Rachel is completing her Ph.D. at Simon Fraser University’s School of Interactive Arts & Technology with a focus on digital anthropology, art, documentary film, virtual reality and sensory-experimental ethnography. She strives to convey culture using interactive, visual, digital and sensory-based mediums (read more in a recent interview). Rachel earned her Master’s degree in Social Anthropology from The London School of Economics in 2010. The following year, she completed a postgraduate degree in Visual Anthropology at The Australian National University as a Rotary Ambassadorial Scholar. After completing material culture training at the American Museum of Natural History and Smithsonian Institution, Rachel is now focusing on experimental methods of representing culture via the modification of material objects, art, digitalia and virtual reality. She has produced several film projects, including a documentary she directed about the intersection of Appalachian music and punk (“DIY”) culture and, most recently, Sneakerhead (2016, 6 min.) which is currently being exhibited in the Museum of Vancouver. For her thesis research, she is exploring the potential of virtual reality as a new medium in the field of cultural anthropology.

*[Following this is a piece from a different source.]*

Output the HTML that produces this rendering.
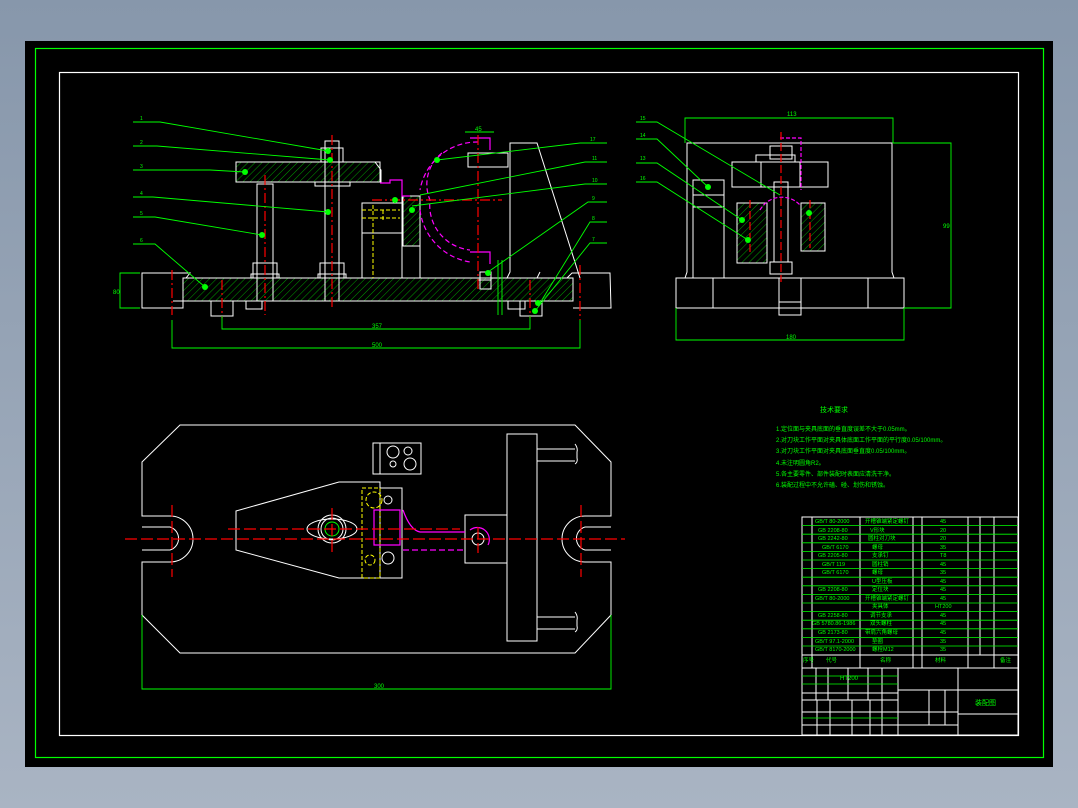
<!DOCTYPE html>
<html><head><meta charset="utf-8"><style>
html,body{margin:0;padding:0;width:1078px;height:808px;overflow:hidden;background:linear-gradient(#8797ab,#a9b4c3);}
svg{display:block}
text{font-family:"Liberation Sans","Noto Sans CJK SC",sans-serif;fill:#00ff00}
</style></head><body>
<svg width="1078" height="808" viewBox="0 0 1078 808" xmlns="http://www.w3.org/2000/svg">
<defs>
<pattern id="h" width="5" height="5" patternUnits="userSpaceOnUse" patternTransform="rotate(45)"><line x1="0" y1="0" x2="0" y2="5" stroke="#00c800" stroke-width="0.8"/></pattern>
</defs>
<rect x="25" y="41" width="1028" height="726" fill="#000"/>
<rect x="35.5" y="48.5" width="1008" height="709" fill="none" stroke="#00ff00" stroke-width="1.2"/>
<rect x="59.5" y="72.5" width="959" height="663" fill="none" stroke="#fff" stroke-width="1.2"/>

<!-- FRONT VIEW -->
<g fill="none" stroke="#fff" stroke-width="1">
<rect x="183" y="278" width="390" height="23" fill="url(#h)"/>
<path d="M183 278 H186 L190 273 H142 L142 308 H183 V301"/>
<path d="M573 301 V278 H567 L572 273 H610 L611 308 H573"/>
<path d="M173 301 H246 V309 H262 V301 M430 301 H508 V309 H525 V301 H573"/>
<rect x="211" y="301" width="22" height="15"/><rect x="520" y="301" width="22" height="15"/>
<rect x="236" y="162" width="144" height="20" fill="url(#h)"/>
<path d="M314 162 H375 L381 170 V182 H350 V186 H315 V182"/>
<rect x="257" y="184" width="16" height="117"/>
<rect x="325" y="141" width="14" height="160"/>
<rect x="321" y="148" width="22" height="14"/><rect x="320" y="263" width="24" height="15"/><rect x="253" y="263" width="24" height="15"/>
<rect x="251" y="274" width="28" height="4"/><rect x="318" y="274" width="28" height="4"/>
<rect x="362" y="203" width="40" height="75"/>
<line x1="362" y1="233" x2="402" y2="233"/>
<path d="M402 278 V196 H420 V278"/>
<rect x="403" y="196" width="17" height="50" fill="url(#h)"/>
<path d="M507 278 L510 272 V143 H537 L580 278"/>
<path d="M537 278 L540 272"/>
<rect x="468" y="153" width="40" height="14"/>
<rect x="480" y="272" width="11" height="17"/>
<path d="M478 280 H491"/>
</g>
<g fill="none" stroke="#ff00ff" stroke-width="1.2">
<path d="M478 142 A58 58 0 0 0 420 190" stroke-dasharray="5 3"/>
<path d="M442 153 A40 40 0 0 0 430 200 A45 45 0 0 0 470 250" stroke-dasharray="5 3"/>
<path d="M420 210 A60 60 0 0 0 470 262" stroke-dasharray="5 3"/>
<path d="M470 138 H490 V150 M470 252 H490 V264"/>
<path d="M380 183 H390 V180 H402 V196 H410"/>
</g>
<g stroke="#ffff00" stroke-width="1" fill="none" stroke-dasharray="4 2">
<path d="M362 210 H400 M362 218 H400 M373 205 V278 M383 210 V220"/>
</g>
<g stroke="#ff0000" stroke-width="1.2" stroke-dasharray="10 3 2 3" fill="none">
<line x1="265" y1="175" x2="265" y2="315"/><line x1="332" y1="135" x2="332" y2="310"/>
<line x1="478" y1="135" x2="478" y2="292"/><line x1="372" y1="200" x2="502" y2="200"/>
<line x1="172" y1="270" x2="172" y2="315"/><line x1="580" y1="265" x2="580" y2="320"/>
<line x1="222" y1="280" x2="222" y2="318"/><line x1="530" y1="280" x2="530" y2="318"/>
</g>
<g stroke="#00ff00" stroke-width="0.9" fill="none">
<path d="M133 122 H160 L328 151"/><path d="M133 146 H157 L330 160"/><path d="M133 170 H210 L245 172"/>
<path d="M133 197 H153 L328 212"/><path d="M133 217 H155 L262 235"/><path d="M133 244 H155 L205 287"/>
<path d="M607 143 H580 L437 160"/><path d="M607 162 H585 L420 195"/><path d="M607 184 H585 L412 206"/>
<path d="M607 202 H588 L488 272"/><path d="M607 222 H590 L540 303"/><path d="M607 243 H590 L535 311"/>
<path d="M172 320 V348 H580 V320"/><path d="M222 316 V329 H530 V316"/>
<path d="M140 273 H120 V308 H140"/>
<path d="M465 132 H494 M498 315 V260 M502 315 V260"/>
</g>
<g fill="#00ff00">
<circle cx="328" cy="151" r="3"/><circle cx="330" cy="160" r="3"/><circle cx="245" cy="172" r="3"/>
<circle cx="328" cy="212" r="3"/><circle cx="262" cy="235" r="3"/><circle cx="205" cy="287" r="3"/>
<circle cx="437" cy="160" r="3"/><circle cx="395" cy="200" r="3"/><circle cx="412" cy="210" r="3"/>
<circle cx="488" cy="273" r="3"/><circle cx="538" cy="303" r="3"/><circle cx="535" cy="311" r="3"/>
</g>
<g font-size="5">
<text x="140" y="120">1</text><text x="140" y="144">2</text><text x="140" y="168">3</text><text x="140" y="195">4</text><text x="140" y="215">5</text><text x="140" y="242">6</text>
<text x="590" y="141">17</text><text x="592" y="160">11</text><text x="592" y="182">10</text><text x="592" y="200">9</text><text x="592" y="220">8</text><text x="592" y="241">7</text>
<text x="640" y="120">15</text><text x="640" y="137">14</text><text x="640" y="160">13</text><text x="640" y="180">16</text>
</g>
<g font-size="6"><text x="372" y="328">357</text><text x="372" y="347">500</text><text x="113" y="294">80</text><text x="475" y="131">45</text></g>

<!-- SIDE VIEW -->
<g fill="none" stroke="#fff" stroke-width="1">
<path d="M676 278 H904 V308 H676 Z M713 278 V308 M868 278 V308"/>
<rect x="779" y="278" width="22" height="37"/><line x1="779" y1="302" x2="801" y2="302"/>
<path d="M685 278 L687 272 V143 H892 V272 L894 278"/>
<rect x="693" y="180" width="31" height="98"/><line x1="693" y1="195" x2="724" y2="195"/><line x1="693" y1="207" x2="724" y2="207"/>
<rect x="732" y="162" width="96" height="25"/><line x1="761" y1="162" x2="761" y2="187"/><line x1="800" y1="162" x2="800" y2="187"/>
<path d="M756 162 V155 H795 V162"/><rect x="770" y="146" width="22" height="13"/>
<rect x="774" y="182" width="14" height="80"/>
<rect x="770" y="262" width="22" height="12"/>
<rect x="737" y="203" width="30" height="60" fill="url(#h)"/>
<rect x="801" y="203" width="24" height="48" fill="url(#h)"/>
</g>
<g stroke="#ff00ff" fill="none" stroke-width="1.2"><path d="M760 210 A25 25 0 0 1 800 205" stroke-dasharray="4 2"/><path d="M780 138 H801 V190" stroke-dasharray="4 2"/></g>
<g stroke="#ff0000" stroke-width="1.2" stroke-dasharray="8 3" fill="none"><line x1="781" y1="132" x2="781" y2="282"/><line x1="750" y1="200" x2="750" y2="255"/><line x1="810" y1="200" x2="810" y2="248"/></g>
<g stroke="#00ff00" stroke-width="0.9" fill="none">
<path d="M685 143 V118 H893 V143"/><path d="M893 143 H951 V308 H904"/><path d="M676 308 V340 H904 V308"/>
<path d="M636 122 H657 L780 195"/><path d="M636 139 H657 L708 187"/><path d="M636 163 H657 L742 220"/><path d="M636 182 H657 L748 240"/>
</g>
<g fill="#00ff00"><circle cx="708" cy="187" r="3"/><circle cx="742" cy="220" r="3"/><circle cx="748" cy="240" r="3"/><circle cx="809" cy="213" r="3"/></g>
<g font-size="6"><text x="787" y="116">113</text><text x="943" y="228">99</text><text x="786" y="339">180</text></g>

<!-- PLAN VIEW -->
<g fill="none" stroke="#fff" stroke-width="1">
<path d="M142 462 L180 425 H575 L611 462 V516 H585 A23 23 0 0 0 585 562 H611 V615 L575 653 H180 L142 615 V562 H170 A23 23 0 0 0 170 516 H142 Z"/>
<path d="M142 527 H170 A12 12 0 0 1 170 550 H142"/>
<path d="M611 527 H585 A12 12 0 0 0 585 550 H611"/>
<rect x="507" y="434" width="30" height="207"/>
<path d="M537 449 H575 M537 461 H575 M537 617 H575 M537 629 H575"/>
<path d="M575 444 Q578 448 577 452 V458 Q578 462 575 464 M575 612 Q578 616 577 620 V626 Q578 630 575 632"/>
<path d="M236 511 L339 482 H380 V578 H339 L236 550 Z"/>
<rect x="373" y="443" width="48" height="31"/><line x1="380" y1="443" x2="380" y2="474"/>
<circle cx="393" cy="452" r="6"/><circle cx="408" cy="451" r="4"/><circle cx="393" cy="464" r="3"/><circle cx="410" cy="464" r="6"/>
<rect x="380" y="488" width="22" height="90"/>
<circle cx="332" cy="529" r="14"/><circle cx="332" cy="529" r="11"/><circle cx="332" cy="529" r="7" stroke="#00ff00"/>
<ellipse cx="332" cy="529" rx="25" ry="10"/>
<rect x="465" y="515" width="42" height="48"/><circle cx="478" cy="539" r="6"/>
<circle cx="388" cy="500" r="4"/><circle cx="388" cy="558" r="6"/>
</g>
<g stroke="#ffff00" fill="none" stroke-width="1" stroke-dasharray="4 2"><rect x="362" y="488" width="18" height="90"/><circle cx="374" cy="500" r="8"/><circle cx="370" cy="560" r="5"/></g>
<g stroke="#ff00ff" fill="none" stroke-width="1.2"><path d="M374 510 H400 V545 H374 Z" /><path d="M403 510 Q410 530 420 532 H465" /><path d="M403 550 H465" stroke-dasharray="6 3"/><path d="M470 530 A12 12 0 0 1 488 545"/></g>
<g stroke="#ff0000" stroke-width="1.2" stroke-dasharray="12 4" fill="none">
<line x1="125" y1="539" x2="625" y2="539"/><line x1="228" y1="529" x2="460" y2="529"/>
<line x1="172" y1="505" x2="172" y2="577"/><line x1="581" y1="505" x2="581" y2="577"/>
<line x1="332" y1="508" x2="332" y2="552"/><line x1="478" y1="527" x2="478" y2="553"/>
</g>
<g stroke="#00ff00" stroke-width="0.9" fill="none"><path d="M142 615 V689 H611 V615"/></g>
<text x="374" y="688" font-size="6">300</text>

<!-- TECH REQUIREMENTS -->
<g font-size="6">
<text x="820" y="412" font-size="7">技术要求</text>
<text x="776" y="431">1.定位面与夹具底面的垂直度误差不大于0.05mm。</text>
<text x="776" y="442">2.对刀块工作平面对夹具体底面工作平面的平行度0.05/100mm。</text>
<text x="776" y="453">3.对刀块工作平面对夹具底面垂直度0.05/100mm。</text>
<text x="776" y="465">4.未注明圆角R2。</text>
<text x="776" y="476">5.各主要零件、部件装配时表面应清洗干净。</text>
<text x="776" y="487">6.装配过程中不允许磕、碰、划伤和锈蚀。</text>
<text x="840" y="680">HT200</text>
<text x="975" y="705" font-size="7">装配图</text>
</g>

<!-- TITLE BLOCK -->
<g stroke="#fff" stroke-width="1" fill="none">
<rect x="802" y="517" width="216" height="218"/>
<path d="M812 517 V668 M860 517 V668 M913 517 V668 M922 517 V668 M968 517 V668 M980 517 V655 M994 517 V668"/>
<line x1="802" y1="655" x2="1018" y2="655"/><line x1="802" y1="668" x2="1018" y2="668"/>
<path d="M898 668 V735 M958 668 V735 M898 690 H1018 M958 714 H1018 M898 712 H958 M898 725 H958 M929 690 V725 M945 690 V725"/>
<path d="M802 693 H898 M802 700 H898 M816 668 V700 M828 668 V700 M848 668 V700 M868 668 V700 M882 668 V700"/>
<path d="M802 712 H898 M817 700 V735 M830 700 V735 M852 700 V735 M870 700 V735 M882 700 V735 M802 725 H898"/>
</g>
<g stroke="#00ff00" stroke-width="0.8">
<line x1="802" y1="525.6" x2="1018" y2="525.6"/><line x1="802" y1="534.2" x2="1018" y2="534.2"/><line x1="802" y1="542.8" x2="1018" y2="542.8"/><line x1="802" y1="551.4" x2="1018" y2="551.4"/><line x1="802" y1="560" x2="1018" y2="560"/><line x1="802" y1="568.6" x2="1018" y2="568.6"/><line x1="802" y1="577.2" x2="1018" y2="577.2"/><line x1="802" y1="585.8" x2="1018" y2="585.8"/><line x1="802" y1="594.4" x2="1018" y2="594.4"/><line x1="802" y1="603" x2="1018" y2="603"/><line x1="802" y1="611.6" x2="1018" y2="611.6"/><line x1="802" y1="620.2" x2="1018" y2="620.2"/><line x1="802" y1="628.8" x2="1018" y2="628.8"/><line x1="802" y1="637.4" x2="1018" y2="637.4"/><line x1="802" y1="646" x2="1018" y2="646"/>
<line x1="802" y1="676" x2="898" y2="676"/><line x1="802" y1="684" x2="898" y2="684"/><line x1="802" y1="718" x2="898" y2="718"/>
</g>
<g font-size="5.5">
<text x="815" y="523">GB/T 80-2000</text><text x="865" y="523">开槽锥端紧定螺钉</text><text x="940" y="523">45</text>
<text x="818" y="532">GB 2208-80</text><text x="870" y="532">V形块</text><text x="940" y="532">20</text>
<text x="818" y="540">GB 2242-80</text><text x="868" y="540">圆柱对刀块</text><text x="940" y="540">20</text>
<text x="822" y="549">GB/T 6170</text><text x="872" y="549">螺母</text><text x="940" y="549">35</text>
<text x="818" y="557">GB 2205-80</text><text x="872" y="557">支承钉</text><text x="940" y="557">T8</text>
<text x="822" y="566">GB/T 119</text><text x="872" y="566">圆柱销</text><text x="940" y="566">45</text>
<text x="822" y="574">GB/T 6170</text><text x="872" y="574">螺母</text><text x="940" y="574">35</text>
<text x="872" y="583">U型压板</text><text x="940" y="583">45</text>
<text x="818" y="591">GB 2208-80</text><text x="872" y="591">定位块</text><text x="940" y="591">45</text>
<text x="815" y="600">GB/T 80-2000</text><text x="865" y="600">开槽锥端紧定螺钉</text><text x="940" y="600">45</text>
<text x="872" y="608">夹具体</text><text x="935" y="608">HT200</text>
<text x="818" y="617">GB 2258-80</text><text x="870" y="617">调节支承</text><text x="940" y="617">45</text>
<text x="812" y="625">GB 5780.86-1986</text><text x="870" y="625">双头螺柱</text><text x="940" y="625">45</text>
<text x="818" y="634">GB 2173-80</text><text x="865" y="634">带肩六角螺母</text><text x="940" y="634">45</text>
<text x="815" y="643">GB/T 97.1-2000</text><text x="872" y="643">垫圈</text><text x="940" y="643">35</text>
<text x="815" y="651">GB/T 8170-2000</text><text x="872" y="651">螺栓M12</text><text x="940" y="651">35</text>
<text x="803" y="662">序号</text><text x="826" y="662">代号</text><text x="880" y="662">名称</text><text x="935" y="662">材料</text><text x="1000" y="662">备注</text>
</g>
</svg>
</body></html>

Virtual Reality (VR) As an Ethnographic Medium
As an interactive experience, virtual reality documentaries transcend certain limitations of linear film as a way to convey the sensorial nature of fieldwork, conversations and emotional experiences. As a new tool for anthropologists, VR represents great potential as a way to share fieldwork experiences with the public and as a teaching tool in the academy. Importantly, this medium represents an attempt to transcend the barriers of the “self versus other” through the creation of shared empathy through interactive content. This new technology raises significant questions, concerns and opportunities within the fields of visual and sensory anthropology. As an interactive medium, it transforms the experience of documentary film from one that is passive to one that is active. From a fieldwork perspective, it renegotiates traditional filming techniques. As a PhD student and documentary filmmaker, my thesis centers on the implications and benefits of incorporating this medium into my own visual ethnographic practice. My work to date has focused on the ways in which my original thesis agenda — to film a full-length linear documentary — is now being translated to a virtual reality documentary based on my unique access to VR technologies at SIAT.